If there's any irregularity around the perimeter - there will be uplift on it. I would be concerned.
Also concerned that the treated lumber would deteriorate eventually, which it will I would think.

RE: Deck Uplift

Thanks JAE. It is ground contact rated lumber - will rot at some point, but they are aware of that and it really can't go anywhere except 4" down.
Any idea on shape factors for this thing?

RE: Deck Uplift

What about simply setting a few small fence post footings, 1 each corner, and just tie it down if you're concerned about it lifting and moving.

Would be fairly cheap..
It just needs a little resistance so it can't pick up and then grab more wind load..

RE: Deck Uplift


They don't want to use any concrete. We haver talked about mobile home tie-downs. Just trying to get an idea of the uplift I am dealing with. It is 12'x40'
Even fence post footing don't have significant mass so I don't know how effective they will be.

RE: Deck Uplift

I would get some 4' pickets and drive down though the sleepers and anchor to the wood.

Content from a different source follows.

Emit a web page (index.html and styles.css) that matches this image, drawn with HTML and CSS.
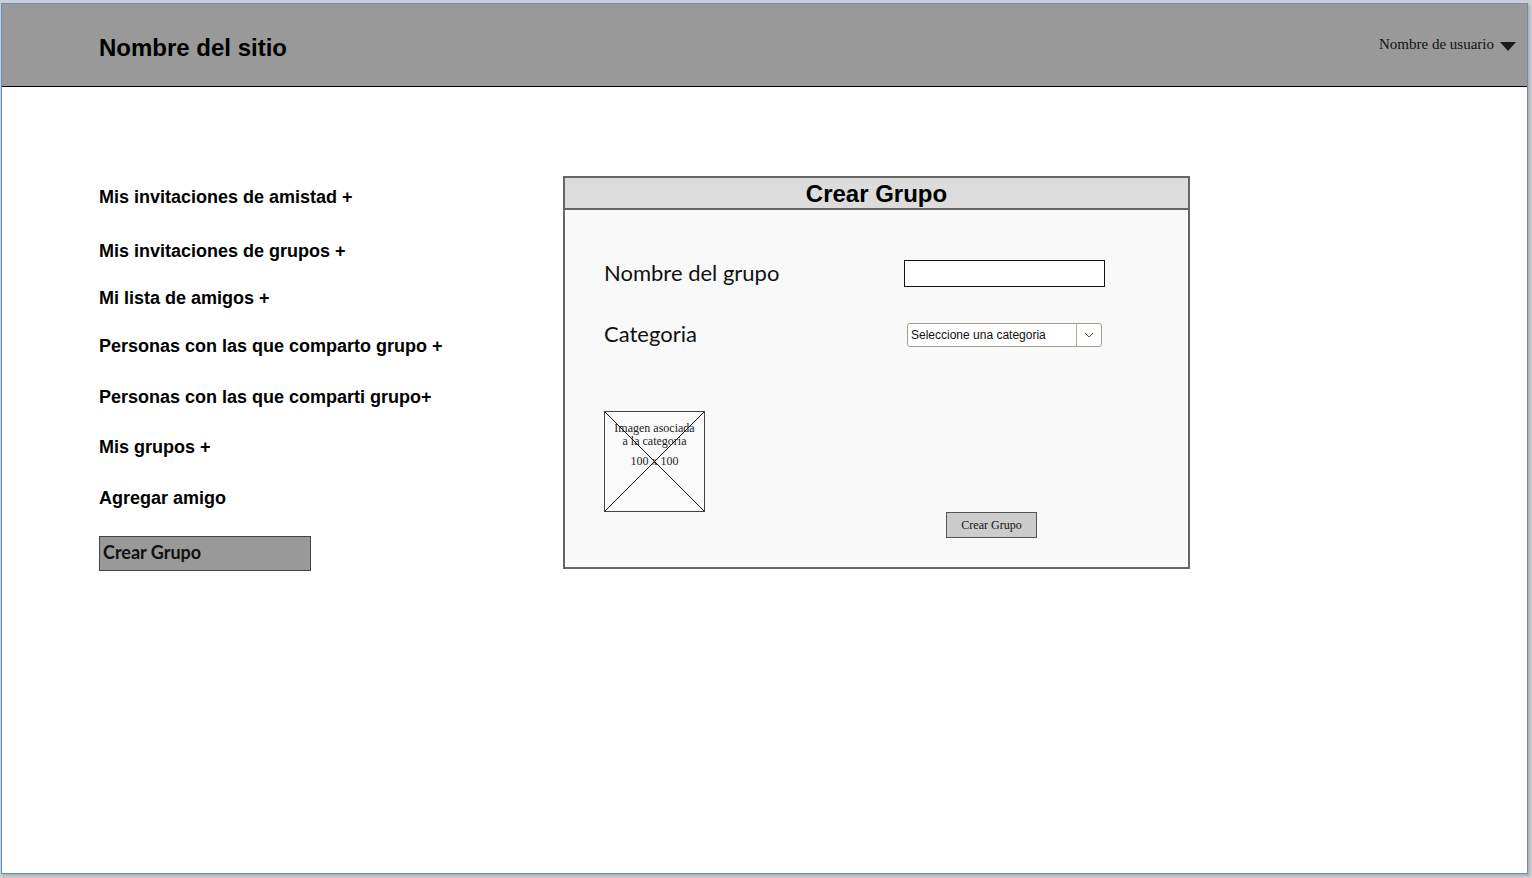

Not sure how big you will be, maybe put these around the edge.

RE: Deck Uplift

Not sure what shape factor to use.

I input a 6" high 30 ft. x 30 ft. "building" into our wind spreadsheet calculator using V = 90 mph, Exp. B wind.
This is C&C wind with At = 100 s.f.

The attached is the results - about 13 to 15 psf uplift. Not sure if I buy that but it at least gets you a semi-rational number.

RE: Deck Uplift

JAE....that's reasonable. Using the ratio of 90mph to the typical 120mph in my area, you're pretty much right on target. In my area, uplift rarely gets above 40 psf on low structures except for solid surfaces like a roof corner or edge....commonly in the 25 to 30 psf range. Since the deck will be wind-permeable, even the corner and edges shouldn't be much of an issue.

I would put a 4x4 PT in each corner, penetrating about 3 feet in the ground and backfill with wet soil. It takes a lot of force to extract those posts, so would easily hold down a deck.

RE: Deck Uplift

13 was a number I was thinking as well. I like the 4x4 idea, but hitting rocks may be an issue.
FWIW, in exposure B, ASCE7 has Kz the same up to 30 ft., so my 6" tall structure does not make a difference as far as uplift (and ASCE) is concerned.
Thanks to all that replied

RE: Deck Uplift

I think a wind event can certainly pick this deck up and make it a hazard. It would be wise to do something to tie it down into the ground. I like Ron's idea.

RE: Deck Uplift


When I said my 6" tall structure does not make a difference, I meant it has the same uplift as a 30ft. tall building - not that it had no uplift.

RE: Deck Uplift

A few 4' long, 3/4" diameter drift pins will work well too driven through the predrilled 4X4 sleepers.